Confira e entrevista que ela concedeu por Skype para o Conta D’água:

Conta D’água — Você esteve aqui em São Paulo no ano passado, em dezembro, e li que você ficou muito surpresa quando viu que havia um rio no meio da cidade, cheio de água. Mas como está situação do Califórnia?

Newsha Ajami — Nós temos uma grande seca, este é o quarto ano. E nós não temos esse tanto de água. Nossos reservatórios estão quase vazios, e não temos tanta água neles, que são praticamente nossa fonte de água. O verão acabou, então estamos esperando que talvez o El Niño traga alguma chuva, mas, se continuar assim e não tivermos mais neve e chuva este ano, com certeza estaremos em uma situação muito crítica no ano que vem em relação ao fornecimento de água.

Conta D’água — Outra coisa que chamou sua atenção aqui foram os vazamentos em nosso sistema hídrico. O quão prejudicial é isso? O reparo é simples?

Newsha Ajami — É necessário tecnologia para identificar onde estão os vazamentos para depois consertá-los. Não é super fácil, mas é um reparo valioso, porque cada gota d’água que entra em seu sistema hídrico você tem que limpar, gastando uma grande quantidade de energia e de recursos para limpá-la e inseri-la em seu sistema.
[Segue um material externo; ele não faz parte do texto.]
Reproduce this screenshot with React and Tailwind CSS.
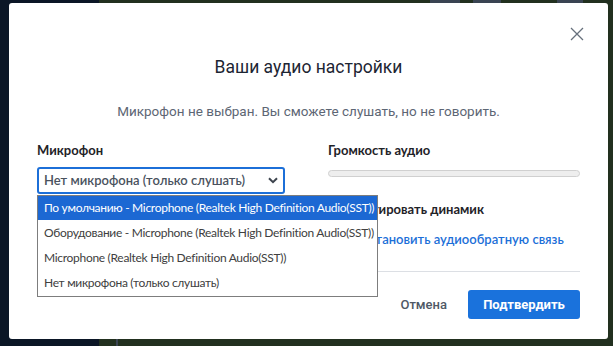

Então, quando você perde aquela gota d’água, é uma perda financeira, de recursos que já foram gastos no sistema. É algo que deve ser feito. Precisa de um grande investimento de capital, mas é um investimento mais vantajoso do que construir grandes aquedutos para trazer água de grandes distâncias para São Paulo.

Conta D’água — Sim, porque perdemos quase 30% de nossa água com esses vazamentos.

Newsha Ajami — E isto é um grande problema.

Conta D’água — A respeito desses grandes projetos para trazer água de outros locais, quais são as consequências futuras que eles podem trazer?

Newsha Ajami — Isto pode ser olhado por diversos ângulos. Uma das consequências é o fato de que em 20, 30, 50 anos poderá não haver água o suficiente para se desviar para São Paulo. Então eles estão basicamente confiando em uma fonte alternativa que não se sabe se vai estar lá ou não daqui a 30 anos.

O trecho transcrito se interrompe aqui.